Two concentric coplanar circular loops of radii `r_(1)` and `r_(2)` carry currents of respectively `i_(1)` and `i_(2)` in opposite direction (one clockwise and the other anticlockwise). The magnetic induction at the centre of the loops is half that due to `i_(1)` alone at the centre. if `r_(2)=2r_(1)`. the value of `i_(2)//i_(1)` is

To solve the problem, we need to find the ratio \( \frac{i_2}{i_1} \) given the conditions of the two concentric circular loops.

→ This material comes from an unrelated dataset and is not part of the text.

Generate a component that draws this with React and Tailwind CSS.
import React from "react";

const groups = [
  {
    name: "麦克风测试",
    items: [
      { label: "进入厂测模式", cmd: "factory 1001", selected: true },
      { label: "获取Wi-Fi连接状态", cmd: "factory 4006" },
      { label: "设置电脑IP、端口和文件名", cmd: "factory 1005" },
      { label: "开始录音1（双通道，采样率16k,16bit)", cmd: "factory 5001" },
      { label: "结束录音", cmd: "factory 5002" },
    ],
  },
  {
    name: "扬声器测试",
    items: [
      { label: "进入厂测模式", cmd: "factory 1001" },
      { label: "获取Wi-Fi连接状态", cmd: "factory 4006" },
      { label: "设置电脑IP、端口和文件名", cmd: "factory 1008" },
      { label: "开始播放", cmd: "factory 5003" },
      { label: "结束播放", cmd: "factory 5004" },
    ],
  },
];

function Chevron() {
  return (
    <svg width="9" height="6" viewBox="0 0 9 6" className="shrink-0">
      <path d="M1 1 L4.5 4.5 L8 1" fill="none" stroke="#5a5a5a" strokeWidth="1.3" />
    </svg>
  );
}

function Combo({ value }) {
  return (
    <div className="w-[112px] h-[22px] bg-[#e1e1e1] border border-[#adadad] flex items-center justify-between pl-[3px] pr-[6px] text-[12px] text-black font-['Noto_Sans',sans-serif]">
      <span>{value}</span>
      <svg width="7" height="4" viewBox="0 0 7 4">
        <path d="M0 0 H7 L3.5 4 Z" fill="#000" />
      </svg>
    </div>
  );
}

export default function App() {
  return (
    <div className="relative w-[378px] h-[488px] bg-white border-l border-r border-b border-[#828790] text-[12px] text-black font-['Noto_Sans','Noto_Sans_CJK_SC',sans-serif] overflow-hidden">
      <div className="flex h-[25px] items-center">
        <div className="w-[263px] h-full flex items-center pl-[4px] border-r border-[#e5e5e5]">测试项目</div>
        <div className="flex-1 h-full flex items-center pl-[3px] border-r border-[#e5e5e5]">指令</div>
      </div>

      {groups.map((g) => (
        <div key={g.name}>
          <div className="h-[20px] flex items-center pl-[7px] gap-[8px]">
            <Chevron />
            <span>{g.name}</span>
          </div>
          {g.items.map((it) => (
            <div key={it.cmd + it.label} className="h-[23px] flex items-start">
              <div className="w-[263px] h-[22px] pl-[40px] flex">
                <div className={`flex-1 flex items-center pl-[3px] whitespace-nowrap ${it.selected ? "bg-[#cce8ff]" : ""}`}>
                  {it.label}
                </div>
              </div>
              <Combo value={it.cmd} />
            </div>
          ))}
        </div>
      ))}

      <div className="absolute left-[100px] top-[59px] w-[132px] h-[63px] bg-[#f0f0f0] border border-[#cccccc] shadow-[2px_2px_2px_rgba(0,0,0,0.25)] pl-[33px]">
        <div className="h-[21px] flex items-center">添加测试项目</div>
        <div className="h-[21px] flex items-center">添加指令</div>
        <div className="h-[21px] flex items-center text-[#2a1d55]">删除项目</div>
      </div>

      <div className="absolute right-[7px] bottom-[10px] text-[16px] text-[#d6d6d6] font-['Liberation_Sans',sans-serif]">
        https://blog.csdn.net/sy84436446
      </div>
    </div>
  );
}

Let's break down the solution step by step. ### Step 1: Understand the Magnetic Field due to a Single Loop The magnetic field \( B \) at the center of a circular loop carrying current \( i \) and having radius \( r \) is given by the formula: \[ B = \frac{\mu_0 i}{2r} \] where \( \mu_0 \) is the permeability of free space. ### Step 2: Calculate the Magnetic Field due to Each Loop For the first loop with radius \( r_1 \) and current \( i_1 \): \[ B_1 = \frac{\mu_0 i_1}{2r_1} \] For the second loop with radius \( r_2 = 2r_1 \) and current \( i_2 \): \[ B_2 = \frac{\mu_0 i_2}{2r_2} = \frac{\mu_0 i_2}{2(2r_1)} = \frac{\mu_0 i_2}{4r_1} \] ### Step 3: Determine the Net Magnetic Field at the Center Since the currents are in opposite directions, the net magnetic field \( B_{net} \) at the center of the loops is given by: \[ B_{net} = B_1 - B_2 \] Substituting the expressions for \( B_1 \) and \( B_2 \): \[ B_{net} = \frac{\mu_0 i_1}{2r_1} - \frac{\mu_0 i_2}{4r_1} \] ### Step 4: Set Up the Equation Based on Given Condition According to the problem, the net magnetic field at the center is half of the magnetic field due to \( i_1 \) alone: \[ B_{net} = \frac{1}{2} B_1 = \frac{1}{2} \left( \frac{\mu_0 i_1}{2r_1} \right) = \frac{\mu_0 i_1}{4r_1} \] ### Step 5: Equate the Two Expressions for \( B_{net} \) Now we can equate the two expressions for \( B_{net} \): \[ \frac{\mu_0 i_1}{2r_1} - \frac{\mu_0 i_2}{4r_1} = \frac{\mu_0 i_1}{4r_1} \] ### Step 6: Simplify the Equation Dividing through by \( \mu_0 \) and multiplying by \( 4r_1 \) to eliminate the fractions: \[ 2i_1 - i_2 = i_1 \] This simplifies to: \[ 2i_1 - i_1 = i_2 \quad \Rightarrow \quad i_2 = i_1 \] ### Step 7: Find the Ratio \( \frac{i_2}{i_1} \) Thus, the ratio of the currents is: \[ \frac{i_2}{i_1} = \frac{i_1}{i_1} = 1 \] ### Final Answer The value of \( \frac{i_2}{i_1} \) is \( 1 \). ---